Do we live in an unusual star system? Astronomers have been trying to figure out if the Solar System is unique compared to other stars and their orbiting planets, and they just took a major step towards answering the longstanding cosmic mystery.
An international team of planet-hunting astronomers spent three years analyzing thousands of measurements to calculate the masses of 120 confirmed exoplanets, as well as six candidate planets, spread across the northern sky. The result is an extensive catalog that details just how bizarre and exotic these alien worlds are and how they compare to our own star system. The findings are detailed in The Astrophysical Journal Supplement.
Using NASA’s Transiting Exoplanet Survey Satellite (TESS) in collaboration with the W.M. Keck Observatory on Maunakea, Hawai’i, the newly released catalog features a wide array of planets orbiting different kinds of stars. “With this information, we can begin to answer questions about where our solar system fits in to the grand tapestry of other planetary systems,” Stephen Kane, University of California, Riverside astrophysicist and principal investigator of the TESS-Keck Survey, said in a statement.
One of the oddballs in the catalog is a sub-Neptune with an unusually high density, making it both extremely massive and surprisingly small. Designated TOI-1824 b, this exoplanet is nearly 19 times the mass of Earth, but only 2.6 times the size of our home planet, meaning it holds a significant amount of mass in a tightly-squeezed body. “Planets similar in size typically have a mass between roughly 6 and 12 times the mass of Earth,” explained Joseph Murphy, a graduate student at the UC Santa Cruz and co-author of the study. This “exoplanet oddity” as Murphy refers to it, may have an Earth-like core surrounded by an unusually thin, hydrogen-dominated atmosphere, or it could have a water-rich core beneath a steam atmosphere.
Another extreme example is a super-Earth that is so close to its host star, it completes one orbit in less than 12 hours. TOI-1798 c orbits an orange dwarf star, along with another planet, TOI-1798 b, a sub-Neptune that has an orbit of about eight days.
“While the majority of planets we know about today orbit their star faster than Mercury orbits the Sun, USPs [ultra-short periods] take this to the extreme,” University of Kansas Physics and Astronomy graduate student Alex Polanski, the lead author of the paper, said in a statement. “TOI-1798 c orbits its star so quickly that one year on this planet lasts less than half a day on Earth.”
The super-Earth has likely lost any atmosphere that it had initially formed due to its extreme environment and close exposure to its star’s radiation.

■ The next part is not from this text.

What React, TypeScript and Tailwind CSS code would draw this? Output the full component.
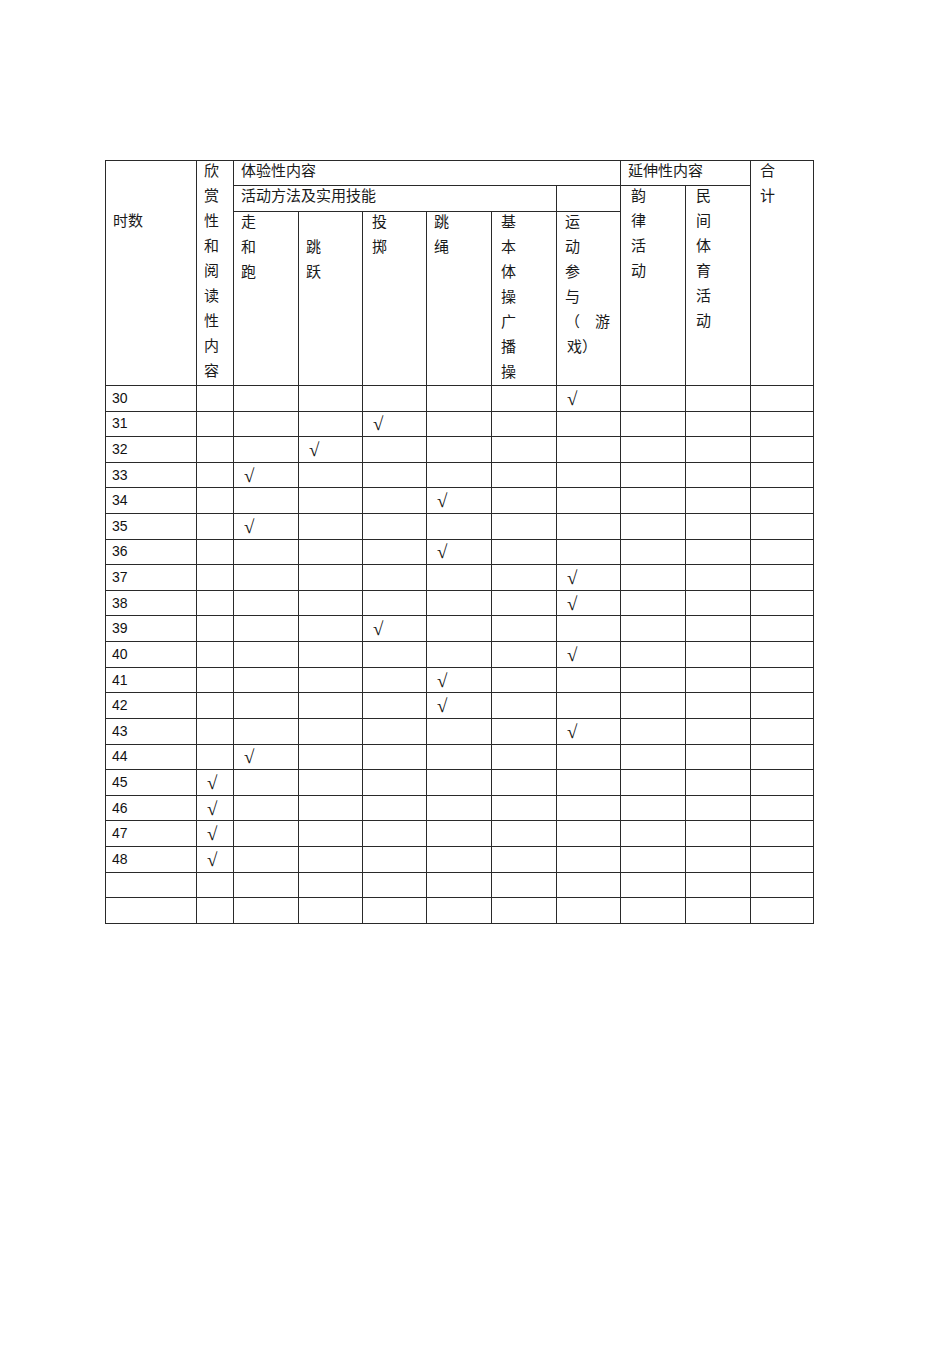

The team of astronomers also discovered two new planets orbiting a star like our Sun, one of which is a sub-Saturn planet with a mass and radius that are somewhere between those of Neptune and Saturn. TOI-1386 b, as it’s known, only takes 26 days to orbit its star, while its neighboring planet, with a mass close to that of Saturn, takes 227 days to orbit the same star.
“There is ongoing debate about whether sub-Saturn planets are truly rare, or if we are just bad at finding planets like these,” Michelle Hill, UCR graduate student and lead author of a related survey paper, said in a statement. “So, this planet, TOI-1386 b, is an important addition to this demographic of planets.”
The planets themselves are not visible in the data, but they do have a visible effect on their host stars. During their orbits, the planets tug on their host stars, causing the stars to wobble. Astronomers can see the stars wobbling because their visible light turns slightly bluer when they move towards a telescope, and the light shifts slightly more red when they move away from the telescope. This is known as the Doppler effect, when there’s change in the frequency of sound, light, or other waves from a source that’s moving in relation to its observer.
Using radial velocity (RV) measurements, astronomers can not only detect an exoplanet orbiting a star but also learn more about the planet’s properties, including its mass. With ongoing surveys of the skies, we can expect more catalogs like this one that showcase the bizarre features of surrounding alien worlds.
“There are still thousands of unconfirmed planets from the TESS mission alone, so large releases of new planets like this will become more common as astronomers work to get a handle on the diversity of worlds we see today,” Ian Crossfield, an associate professor of physics and astronomy at the University of Kansas, and co-author of the paper, said in a statement.